Paul Xiniwe and his wife Eleanor were members of the African Choir, a group of educated South Africans who toured Britain between 1891 and 1893. The choir sang both Christian hymns and traditional African music, and sought to raise awareness and financial support for a new technical college in the Cape Colony. In 1891, the Choir performed for Queen Victoria at Osborne House.

=== Political and social involvement ===
Xiniwe was actively involved in early Black political and civic organizations. In 1887, he served as an executive member of Imbumba Eliso Lomzi Yabantsundu (Union of Native Vigilance Associations), a pioneering political conference founded by fellow activist John Tengo Jabavu, who served as its general secretary. Imbuba brought together African organizations in King William's Town.

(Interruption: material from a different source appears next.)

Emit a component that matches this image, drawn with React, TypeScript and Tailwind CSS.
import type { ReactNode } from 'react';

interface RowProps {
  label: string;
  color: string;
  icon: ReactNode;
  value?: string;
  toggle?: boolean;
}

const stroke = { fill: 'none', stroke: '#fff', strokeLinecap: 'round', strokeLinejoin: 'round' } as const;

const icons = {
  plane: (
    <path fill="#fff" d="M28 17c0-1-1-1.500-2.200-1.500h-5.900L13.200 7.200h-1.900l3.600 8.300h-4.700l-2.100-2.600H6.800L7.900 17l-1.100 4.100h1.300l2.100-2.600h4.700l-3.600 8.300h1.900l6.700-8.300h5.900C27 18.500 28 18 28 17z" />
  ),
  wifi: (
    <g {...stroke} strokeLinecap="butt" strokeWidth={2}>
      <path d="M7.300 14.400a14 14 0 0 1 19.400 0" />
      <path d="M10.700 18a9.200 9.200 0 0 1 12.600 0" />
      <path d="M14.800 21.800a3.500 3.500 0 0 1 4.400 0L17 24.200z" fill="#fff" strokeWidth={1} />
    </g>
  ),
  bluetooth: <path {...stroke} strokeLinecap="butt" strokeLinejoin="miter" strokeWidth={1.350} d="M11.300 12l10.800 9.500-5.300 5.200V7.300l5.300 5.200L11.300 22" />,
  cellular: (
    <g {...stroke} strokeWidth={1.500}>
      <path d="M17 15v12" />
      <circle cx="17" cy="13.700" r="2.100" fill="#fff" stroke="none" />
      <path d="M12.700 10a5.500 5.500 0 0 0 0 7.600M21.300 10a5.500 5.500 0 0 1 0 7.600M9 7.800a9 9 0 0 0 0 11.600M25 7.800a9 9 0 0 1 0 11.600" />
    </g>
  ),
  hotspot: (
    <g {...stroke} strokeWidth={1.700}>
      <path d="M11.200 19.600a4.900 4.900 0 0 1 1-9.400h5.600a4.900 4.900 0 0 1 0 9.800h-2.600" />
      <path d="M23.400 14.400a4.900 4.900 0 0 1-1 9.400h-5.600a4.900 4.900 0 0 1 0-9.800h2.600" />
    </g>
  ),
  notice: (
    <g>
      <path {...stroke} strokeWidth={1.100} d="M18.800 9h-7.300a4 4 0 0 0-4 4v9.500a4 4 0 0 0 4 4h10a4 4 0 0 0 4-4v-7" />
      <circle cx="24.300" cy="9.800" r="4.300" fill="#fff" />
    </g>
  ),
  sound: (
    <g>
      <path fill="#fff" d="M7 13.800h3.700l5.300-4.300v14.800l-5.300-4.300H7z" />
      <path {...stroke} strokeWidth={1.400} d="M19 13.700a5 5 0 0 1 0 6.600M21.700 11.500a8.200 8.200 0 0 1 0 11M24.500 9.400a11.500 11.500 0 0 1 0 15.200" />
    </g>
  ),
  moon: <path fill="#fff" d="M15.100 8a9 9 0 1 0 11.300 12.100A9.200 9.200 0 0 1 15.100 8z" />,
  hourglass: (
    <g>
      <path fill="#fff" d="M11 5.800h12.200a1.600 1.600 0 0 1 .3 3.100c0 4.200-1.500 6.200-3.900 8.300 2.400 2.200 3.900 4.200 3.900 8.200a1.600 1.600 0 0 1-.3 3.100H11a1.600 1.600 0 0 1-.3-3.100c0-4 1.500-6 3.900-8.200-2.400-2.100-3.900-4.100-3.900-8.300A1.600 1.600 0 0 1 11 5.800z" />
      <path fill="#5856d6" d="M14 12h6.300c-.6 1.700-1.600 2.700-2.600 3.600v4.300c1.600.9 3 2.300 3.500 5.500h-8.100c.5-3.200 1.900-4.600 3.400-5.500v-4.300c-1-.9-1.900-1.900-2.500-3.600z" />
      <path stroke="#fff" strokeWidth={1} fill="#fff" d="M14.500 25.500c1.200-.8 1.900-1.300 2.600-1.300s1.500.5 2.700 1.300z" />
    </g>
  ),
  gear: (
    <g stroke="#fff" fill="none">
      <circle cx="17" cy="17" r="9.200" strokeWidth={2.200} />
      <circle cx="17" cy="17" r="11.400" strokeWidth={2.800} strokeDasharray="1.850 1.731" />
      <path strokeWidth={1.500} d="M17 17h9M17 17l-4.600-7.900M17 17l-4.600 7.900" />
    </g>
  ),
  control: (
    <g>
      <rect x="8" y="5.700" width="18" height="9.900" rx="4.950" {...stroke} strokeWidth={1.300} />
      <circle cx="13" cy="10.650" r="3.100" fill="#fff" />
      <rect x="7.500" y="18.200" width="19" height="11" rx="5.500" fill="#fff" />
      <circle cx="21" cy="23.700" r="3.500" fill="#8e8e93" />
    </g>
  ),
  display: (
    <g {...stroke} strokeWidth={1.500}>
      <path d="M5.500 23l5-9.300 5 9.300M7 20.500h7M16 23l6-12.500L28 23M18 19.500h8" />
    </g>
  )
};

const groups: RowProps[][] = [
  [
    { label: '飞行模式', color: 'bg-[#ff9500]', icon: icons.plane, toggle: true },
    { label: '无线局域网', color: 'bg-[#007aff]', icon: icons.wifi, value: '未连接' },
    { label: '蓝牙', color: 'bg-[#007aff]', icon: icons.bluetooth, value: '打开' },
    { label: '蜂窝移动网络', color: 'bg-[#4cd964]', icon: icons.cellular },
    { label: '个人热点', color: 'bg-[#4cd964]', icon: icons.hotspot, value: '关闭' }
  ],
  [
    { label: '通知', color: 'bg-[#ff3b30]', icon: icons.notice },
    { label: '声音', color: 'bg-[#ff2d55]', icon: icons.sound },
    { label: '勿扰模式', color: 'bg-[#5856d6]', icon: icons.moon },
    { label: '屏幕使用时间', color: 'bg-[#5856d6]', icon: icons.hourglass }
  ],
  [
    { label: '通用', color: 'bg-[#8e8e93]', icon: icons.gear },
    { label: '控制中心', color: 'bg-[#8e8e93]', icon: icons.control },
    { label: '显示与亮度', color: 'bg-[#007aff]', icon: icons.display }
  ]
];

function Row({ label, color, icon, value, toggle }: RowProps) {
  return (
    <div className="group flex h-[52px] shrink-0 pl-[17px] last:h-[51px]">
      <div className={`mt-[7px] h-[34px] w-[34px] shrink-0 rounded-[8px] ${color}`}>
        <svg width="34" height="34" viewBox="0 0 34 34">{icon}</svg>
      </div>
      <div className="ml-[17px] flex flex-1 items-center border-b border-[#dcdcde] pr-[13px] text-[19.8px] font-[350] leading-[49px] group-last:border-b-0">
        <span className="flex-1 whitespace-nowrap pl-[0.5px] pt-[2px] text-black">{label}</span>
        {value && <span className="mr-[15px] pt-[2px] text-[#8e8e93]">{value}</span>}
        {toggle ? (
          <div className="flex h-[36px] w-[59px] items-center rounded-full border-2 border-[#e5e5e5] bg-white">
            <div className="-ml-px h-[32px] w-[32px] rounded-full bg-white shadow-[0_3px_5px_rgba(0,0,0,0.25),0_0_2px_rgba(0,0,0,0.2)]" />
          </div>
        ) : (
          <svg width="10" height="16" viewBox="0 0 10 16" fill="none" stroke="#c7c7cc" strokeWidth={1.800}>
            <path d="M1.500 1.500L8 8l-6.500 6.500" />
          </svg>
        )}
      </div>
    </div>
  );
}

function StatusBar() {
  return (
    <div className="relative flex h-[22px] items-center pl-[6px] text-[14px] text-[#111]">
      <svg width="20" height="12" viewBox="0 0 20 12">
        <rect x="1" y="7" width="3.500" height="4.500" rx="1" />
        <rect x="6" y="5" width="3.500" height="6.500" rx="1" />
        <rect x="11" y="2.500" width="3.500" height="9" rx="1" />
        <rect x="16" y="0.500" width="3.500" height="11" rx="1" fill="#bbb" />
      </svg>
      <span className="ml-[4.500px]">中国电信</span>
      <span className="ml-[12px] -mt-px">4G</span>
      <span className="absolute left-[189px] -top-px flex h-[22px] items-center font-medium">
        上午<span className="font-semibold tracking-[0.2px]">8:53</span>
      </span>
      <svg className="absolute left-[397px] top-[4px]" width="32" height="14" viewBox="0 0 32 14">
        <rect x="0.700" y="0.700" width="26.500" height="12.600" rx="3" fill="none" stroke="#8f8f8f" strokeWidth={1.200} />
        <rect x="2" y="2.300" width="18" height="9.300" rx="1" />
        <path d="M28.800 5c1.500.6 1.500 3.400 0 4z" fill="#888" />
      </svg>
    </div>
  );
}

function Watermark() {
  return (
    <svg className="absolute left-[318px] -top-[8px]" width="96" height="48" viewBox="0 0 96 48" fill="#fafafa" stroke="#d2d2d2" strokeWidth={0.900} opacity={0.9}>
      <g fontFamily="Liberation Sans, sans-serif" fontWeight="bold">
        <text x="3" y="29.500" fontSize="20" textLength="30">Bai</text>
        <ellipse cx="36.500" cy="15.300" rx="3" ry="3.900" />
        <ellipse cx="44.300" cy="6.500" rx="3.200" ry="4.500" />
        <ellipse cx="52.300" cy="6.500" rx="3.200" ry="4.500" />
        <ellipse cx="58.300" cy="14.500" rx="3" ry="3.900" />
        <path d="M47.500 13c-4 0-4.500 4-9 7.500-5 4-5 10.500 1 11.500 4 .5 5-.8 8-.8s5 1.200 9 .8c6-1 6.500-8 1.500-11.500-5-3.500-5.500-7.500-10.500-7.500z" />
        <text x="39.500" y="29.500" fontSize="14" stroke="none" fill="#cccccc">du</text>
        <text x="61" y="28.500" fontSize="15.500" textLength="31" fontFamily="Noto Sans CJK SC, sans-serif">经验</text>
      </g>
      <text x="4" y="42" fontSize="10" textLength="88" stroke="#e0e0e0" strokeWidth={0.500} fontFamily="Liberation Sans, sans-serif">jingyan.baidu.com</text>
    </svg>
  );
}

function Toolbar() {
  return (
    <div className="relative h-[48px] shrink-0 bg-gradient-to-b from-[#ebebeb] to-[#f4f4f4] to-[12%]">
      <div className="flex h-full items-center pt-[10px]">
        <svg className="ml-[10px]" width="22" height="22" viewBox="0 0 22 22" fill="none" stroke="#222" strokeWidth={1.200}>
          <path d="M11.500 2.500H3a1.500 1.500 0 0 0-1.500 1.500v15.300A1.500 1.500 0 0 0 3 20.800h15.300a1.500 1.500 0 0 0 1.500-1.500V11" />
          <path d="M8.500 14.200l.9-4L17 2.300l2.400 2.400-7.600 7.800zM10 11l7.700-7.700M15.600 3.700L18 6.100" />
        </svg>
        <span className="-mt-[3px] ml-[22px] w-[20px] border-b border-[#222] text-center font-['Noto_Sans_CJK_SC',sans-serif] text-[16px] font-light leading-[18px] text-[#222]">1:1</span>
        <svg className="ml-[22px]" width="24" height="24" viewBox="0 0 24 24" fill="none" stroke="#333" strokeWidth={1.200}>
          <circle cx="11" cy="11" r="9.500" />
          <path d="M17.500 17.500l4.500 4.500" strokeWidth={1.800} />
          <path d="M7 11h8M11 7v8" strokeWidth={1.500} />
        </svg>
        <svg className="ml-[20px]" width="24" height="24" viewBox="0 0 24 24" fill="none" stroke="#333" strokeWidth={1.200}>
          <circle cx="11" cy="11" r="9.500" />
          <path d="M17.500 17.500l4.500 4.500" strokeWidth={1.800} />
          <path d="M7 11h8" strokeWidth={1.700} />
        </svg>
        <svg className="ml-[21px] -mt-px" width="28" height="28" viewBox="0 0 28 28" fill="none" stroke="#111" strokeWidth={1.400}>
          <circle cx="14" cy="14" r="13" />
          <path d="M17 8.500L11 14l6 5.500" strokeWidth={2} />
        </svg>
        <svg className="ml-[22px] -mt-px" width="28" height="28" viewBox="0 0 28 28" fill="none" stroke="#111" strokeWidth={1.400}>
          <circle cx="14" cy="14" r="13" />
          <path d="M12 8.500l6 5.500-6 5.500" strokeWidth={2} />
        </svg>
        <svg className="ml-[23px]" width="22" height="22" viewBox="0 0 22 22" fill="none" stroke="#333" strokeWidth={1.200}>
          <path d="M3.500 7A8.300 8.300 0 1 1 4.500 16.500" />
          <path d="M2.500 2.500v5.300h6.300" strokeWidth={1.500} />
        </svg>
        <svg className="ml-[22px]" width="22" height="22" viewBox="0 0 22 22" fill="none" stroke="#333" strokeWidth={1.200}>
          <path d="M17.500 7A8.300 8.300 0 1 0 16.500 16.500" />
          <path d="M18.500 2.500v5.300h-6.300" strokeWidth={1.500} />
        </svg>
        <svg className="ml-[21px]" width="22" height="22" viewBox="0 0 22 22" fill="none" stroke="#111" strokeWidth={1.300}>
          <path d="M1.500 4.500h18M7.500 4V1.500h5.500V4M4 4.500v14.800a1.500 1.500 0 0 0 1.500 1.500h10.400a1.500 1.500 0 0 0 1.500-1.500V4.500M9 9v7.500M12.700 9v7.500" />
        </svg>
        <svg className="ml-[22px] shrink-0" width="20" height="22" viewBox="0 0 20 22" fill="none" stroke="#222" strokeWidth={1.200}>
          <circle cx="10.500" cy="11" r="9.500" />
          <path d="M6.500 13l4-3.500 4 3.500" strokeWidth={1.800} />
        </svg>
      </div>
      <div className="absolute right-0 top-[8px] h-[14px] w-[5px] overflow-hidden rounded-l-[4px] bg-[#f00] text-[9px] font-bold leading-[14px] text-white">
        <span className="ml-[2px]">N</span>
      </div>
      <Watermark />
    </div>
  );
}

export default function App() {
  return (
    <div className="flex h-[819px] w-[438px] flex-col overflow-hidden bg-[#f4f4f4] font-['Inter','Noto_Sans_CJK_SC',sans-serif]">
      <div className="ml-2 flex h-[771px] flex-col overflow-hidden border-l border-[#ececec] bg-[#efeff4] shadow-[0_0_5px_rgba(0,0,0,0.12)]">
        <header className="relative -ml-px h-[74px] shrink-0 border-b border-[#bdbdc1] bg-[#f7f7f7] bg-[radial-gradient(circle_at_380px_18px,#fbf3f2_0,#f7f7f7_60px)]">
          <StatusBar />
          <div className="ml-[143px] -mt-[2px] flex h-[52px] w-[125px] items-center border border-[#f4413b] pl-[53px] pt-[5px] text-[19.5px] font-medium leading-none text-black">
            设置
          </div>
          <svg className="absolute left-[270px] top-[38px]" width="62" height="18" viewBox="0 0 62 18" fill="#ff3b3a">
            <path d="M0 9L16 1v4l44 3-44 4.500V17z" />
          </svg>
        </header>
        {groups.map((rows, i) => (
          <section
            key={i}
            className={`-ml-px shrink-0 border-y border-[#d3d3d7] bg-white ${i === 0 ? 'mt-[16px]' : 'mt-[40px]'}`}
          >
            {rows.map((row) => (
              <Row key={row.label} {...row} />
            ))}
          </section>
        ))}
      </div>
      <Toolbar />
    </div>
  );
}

He also participated in educational and political forums advocating for African political representation and civil rights. In 1884, he presented a paper at the Native Educational Society addressing African participation in parliamentary processes. His work formed part of the broader foundation of organized African political consciousness in South Africa.

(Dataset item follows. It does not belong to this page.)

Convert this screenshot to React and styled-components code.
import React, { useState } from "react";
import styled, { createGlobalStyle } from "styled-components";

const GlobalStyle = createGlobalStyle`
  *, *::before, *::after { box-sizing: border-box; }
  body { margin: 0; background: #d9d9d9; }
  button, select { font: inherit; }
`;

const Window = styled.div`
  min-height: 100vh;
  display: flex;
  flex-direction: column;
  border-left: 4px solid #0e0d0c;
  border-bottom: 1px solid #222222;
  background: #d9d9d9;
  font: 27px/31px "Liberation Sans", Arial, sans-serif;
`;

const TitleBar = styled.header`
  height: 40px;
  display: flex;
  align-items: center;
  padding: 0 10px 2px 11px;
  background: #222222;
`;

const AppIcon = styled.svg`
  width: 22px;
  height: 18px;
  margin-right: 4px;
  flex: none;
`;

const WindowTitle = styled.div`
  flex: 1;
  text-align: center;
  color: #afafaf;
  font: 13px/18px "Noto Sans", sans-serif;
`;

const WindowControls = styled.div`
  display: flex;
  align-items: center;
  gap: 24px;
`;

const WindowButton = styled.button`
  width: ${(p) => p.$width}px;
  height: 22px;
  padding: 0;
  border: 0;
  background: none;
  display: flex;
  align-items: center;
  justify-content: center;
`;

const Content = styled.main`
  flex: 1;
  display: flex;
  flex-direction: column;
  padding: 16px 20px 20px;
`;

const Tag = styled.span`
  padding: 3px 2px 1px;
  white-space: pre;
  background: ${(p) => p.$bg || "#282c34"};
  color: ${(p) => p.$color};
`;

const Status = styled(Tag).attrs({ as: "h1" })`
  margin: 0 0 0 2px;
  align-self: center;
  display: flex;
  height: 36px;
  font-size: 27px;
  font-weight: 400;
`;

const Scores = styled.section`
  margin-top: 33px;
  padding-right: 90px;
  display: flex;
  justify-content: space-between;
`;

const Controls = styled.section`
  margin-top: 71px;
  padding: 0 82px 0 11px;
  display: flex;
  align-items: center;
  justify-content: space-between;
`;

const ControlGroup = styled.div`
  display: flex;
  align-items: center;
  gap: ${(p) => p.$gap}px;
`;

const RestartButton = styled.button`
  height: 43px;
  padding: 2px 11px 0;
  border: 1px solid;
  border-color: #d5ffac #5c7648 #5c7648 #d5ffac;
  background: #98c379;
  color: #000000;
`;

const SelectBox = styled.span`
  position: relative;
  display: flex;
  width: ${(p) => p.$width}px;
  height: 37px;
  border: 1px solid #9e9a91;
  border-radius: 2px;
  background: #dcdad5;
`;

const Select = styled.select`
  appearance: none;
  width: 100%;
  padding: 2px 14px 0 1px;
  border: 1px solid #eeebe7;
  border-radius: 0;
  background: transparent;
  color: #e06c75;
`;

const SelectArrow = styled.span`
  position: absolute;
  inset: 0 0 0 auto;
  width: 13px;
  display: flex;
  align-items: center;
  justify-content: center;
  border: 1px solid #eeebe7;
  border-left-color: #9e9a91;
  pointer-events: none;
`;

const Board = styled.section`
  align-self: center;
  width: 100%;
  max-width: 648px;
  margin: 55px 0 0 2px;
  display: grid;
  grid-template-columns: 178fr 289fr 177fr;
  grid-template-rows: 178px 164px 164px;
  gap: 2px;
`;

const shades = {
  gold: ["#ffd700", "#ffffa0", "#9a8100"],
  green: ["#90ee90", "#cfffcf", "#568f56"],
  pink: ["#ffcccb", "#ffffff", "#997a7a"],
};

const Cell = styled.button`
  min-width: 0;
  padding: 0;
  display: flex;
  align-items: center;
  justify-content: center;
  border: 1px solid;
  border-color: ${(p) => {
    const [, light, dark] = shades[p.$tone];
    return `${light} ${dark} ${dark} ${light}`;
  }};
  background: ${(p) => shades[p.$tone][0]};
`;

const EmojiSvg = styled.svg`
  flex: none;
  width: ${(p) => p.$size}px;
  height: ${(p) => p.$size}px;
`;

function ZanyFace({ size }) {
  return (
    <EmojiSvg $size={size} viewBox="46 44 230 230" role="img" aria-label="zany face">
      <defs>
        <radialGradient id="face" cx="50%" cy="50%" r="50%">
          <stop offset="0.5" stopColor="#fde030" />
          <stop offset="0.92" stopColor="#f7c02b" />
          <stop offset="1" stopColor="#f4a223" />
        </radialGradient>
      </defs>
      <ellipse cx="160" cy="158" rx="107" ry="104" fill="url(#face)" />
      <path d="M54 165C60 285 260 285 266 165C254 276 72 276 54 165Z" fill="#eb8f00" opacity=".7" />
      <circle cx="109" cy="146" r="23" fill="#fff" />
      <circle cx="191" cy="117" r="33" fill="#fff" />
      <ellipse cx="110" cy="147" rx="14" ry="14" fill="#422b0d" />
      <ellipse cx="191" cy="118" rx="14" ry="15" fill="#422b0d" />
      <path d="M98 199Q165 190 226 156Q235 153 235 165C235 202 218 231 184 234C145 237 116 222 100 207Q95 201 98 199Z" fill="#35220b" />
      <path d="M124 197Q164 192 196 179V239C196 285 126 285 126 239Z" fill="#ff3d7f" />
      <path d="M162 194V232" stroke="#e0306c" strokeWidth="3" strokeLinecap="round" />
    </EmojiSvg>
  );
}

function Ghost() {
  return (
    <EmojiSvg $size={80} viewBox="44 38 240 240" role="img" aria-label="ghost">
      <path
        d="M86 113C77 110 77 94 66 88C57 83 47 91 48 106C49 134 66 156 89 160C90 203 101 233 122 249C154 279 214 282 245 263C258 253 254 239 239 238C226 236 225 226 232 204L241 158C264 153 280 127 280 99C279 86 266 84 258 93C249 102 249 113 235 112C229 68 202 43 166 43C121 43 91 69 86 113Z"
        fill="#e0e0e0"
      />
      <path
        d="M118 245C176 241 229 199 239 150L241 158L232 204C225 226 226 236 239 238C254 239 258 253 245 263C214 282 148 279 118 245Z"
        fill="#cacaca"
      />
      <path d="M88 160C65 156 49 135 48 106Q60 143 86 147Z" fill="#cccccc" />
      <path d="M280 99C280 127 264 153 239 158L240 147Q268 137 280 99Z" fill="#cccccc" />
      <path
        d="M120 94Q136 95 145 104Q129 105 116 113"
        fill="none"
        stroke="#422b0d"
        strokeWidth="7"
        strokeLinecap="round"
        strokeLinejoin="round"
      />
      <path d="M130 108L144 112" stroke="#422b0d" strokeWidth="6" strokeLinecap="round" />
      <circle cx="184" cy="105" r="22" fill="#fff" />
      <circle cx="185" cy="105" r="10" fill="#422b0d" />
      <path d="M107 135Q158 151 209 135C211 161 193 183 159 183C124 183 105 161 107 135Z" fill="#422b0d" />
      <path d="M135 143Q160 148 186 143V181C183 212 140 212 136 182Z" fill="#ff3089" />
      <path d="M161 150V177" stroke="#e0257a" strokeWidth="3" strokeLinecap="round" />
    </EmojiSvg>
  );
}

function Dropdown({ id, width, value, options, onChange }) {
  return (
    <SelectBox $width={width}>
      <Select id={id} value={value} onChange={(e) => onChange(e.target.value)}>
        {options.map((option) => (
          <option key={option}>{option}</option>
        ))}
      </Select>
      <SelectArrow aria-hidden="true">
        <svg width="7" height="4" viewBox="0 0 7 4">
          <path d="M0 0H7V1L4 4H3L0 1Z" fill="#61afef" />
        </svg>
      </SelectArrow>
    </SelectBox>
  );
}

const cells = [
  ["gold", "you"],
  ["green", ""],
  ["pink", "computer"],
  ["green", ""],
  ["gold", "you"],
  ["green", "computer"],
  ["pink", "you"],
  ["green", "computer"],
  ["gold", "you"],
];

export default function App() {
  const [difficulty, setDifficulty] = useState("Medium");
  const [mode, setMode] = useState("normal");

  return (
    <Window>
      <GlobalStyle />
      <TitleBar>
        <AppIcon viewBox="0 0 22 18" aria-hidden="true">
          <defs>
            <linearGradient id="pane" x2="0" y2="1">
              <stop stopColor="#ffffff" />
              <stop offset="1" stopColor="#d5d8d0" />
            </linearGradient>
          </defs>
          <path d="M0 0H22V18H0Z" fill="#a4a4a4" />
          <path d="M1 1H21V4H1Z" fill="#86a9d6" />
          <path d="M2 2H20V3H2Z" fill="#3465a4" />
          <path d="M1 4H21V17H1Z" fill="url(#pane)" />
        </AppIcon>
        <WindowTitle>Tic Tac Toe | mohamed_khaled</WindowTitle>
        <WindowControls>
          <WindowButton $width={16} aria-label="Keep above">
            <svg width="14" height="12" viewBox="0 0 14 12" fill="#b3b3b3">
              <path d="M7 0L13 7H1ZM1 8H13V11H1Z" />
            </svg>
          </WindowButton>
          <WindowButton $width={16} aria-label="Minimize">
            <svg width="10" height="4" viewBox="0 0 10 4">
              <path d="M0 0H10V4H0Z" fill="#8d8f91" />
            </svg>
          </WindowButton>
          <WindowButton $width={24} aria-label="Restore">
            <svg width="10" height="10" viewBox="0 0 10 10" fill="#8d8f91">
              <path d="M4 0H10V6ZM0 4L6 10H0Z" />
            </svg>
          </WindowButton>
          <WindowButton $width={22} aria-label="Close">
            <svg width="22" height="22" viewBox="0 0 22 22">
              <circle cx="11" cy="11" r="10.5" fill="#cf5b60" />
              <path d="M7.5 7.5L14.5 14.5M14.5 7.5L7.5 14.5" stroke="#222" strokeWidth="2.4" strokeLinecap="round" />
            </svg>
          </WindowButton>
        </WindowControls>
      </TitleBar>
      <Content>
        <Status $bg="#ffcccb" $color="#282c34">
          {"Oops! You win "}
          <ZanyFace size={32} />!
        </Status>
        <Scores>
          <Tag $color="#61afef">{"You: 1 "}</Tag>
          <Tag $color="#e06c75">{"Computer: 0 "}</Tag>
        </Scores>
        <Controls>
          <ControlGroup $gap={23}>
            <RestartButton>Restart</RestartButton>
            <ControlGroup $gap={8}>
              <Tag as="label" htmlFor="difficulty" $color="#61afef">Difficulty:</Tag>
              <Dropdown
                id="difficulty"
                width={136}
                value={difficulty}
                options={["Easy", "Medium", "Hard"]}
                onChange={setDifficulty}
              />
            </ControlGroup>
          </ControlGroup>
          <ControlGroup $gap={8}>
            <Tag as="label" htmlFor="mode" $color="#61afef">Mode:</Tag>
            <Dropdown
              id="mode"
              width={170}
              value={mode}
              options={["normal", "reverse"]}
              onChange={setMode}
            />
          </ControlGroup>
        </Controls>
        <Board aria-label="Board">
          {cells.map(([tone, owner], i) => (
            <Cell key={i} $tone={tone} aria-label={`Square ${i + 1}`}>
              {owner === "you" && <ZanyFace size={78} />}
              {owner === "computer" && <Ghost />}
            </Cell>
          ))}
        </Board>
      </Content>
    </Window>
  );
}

Xiniwe, alongside many other political activists, helped to found the Eagle Printing Company, responsible for printing Izwi Labantu, the newspaper of the political organization Ingqungqutela. Denver Webb noted that Ingqungqutela was a "rival association" to Imbuba and its associated newspaper Imvo Zabantsundu, and commented that Xiniwe's support of the former was representative of "a split in the relationship between Jabavu and Xiniwe". Following additional funding from Cecil John Rhodes, the newspaper would first be published in November 1897, and Xiniwe would become the first chairman of the Eagle Printing Company.

== Death and legacy ==
Paul Xiniwe died of tuberculosis on 30 March 1902 at the age of 44. After his death, his wife Eleanor took over managing the family's businesses, including the Temperance Hotel. His contributions to Black entrepreneurship, education, and early political organization have since been recognized as part of the broader history of African leadership in the Eastern Cape, and his Temperance Hotel and civic activities remain significant examples of African self-determination and enterprise in the late nineteenth century.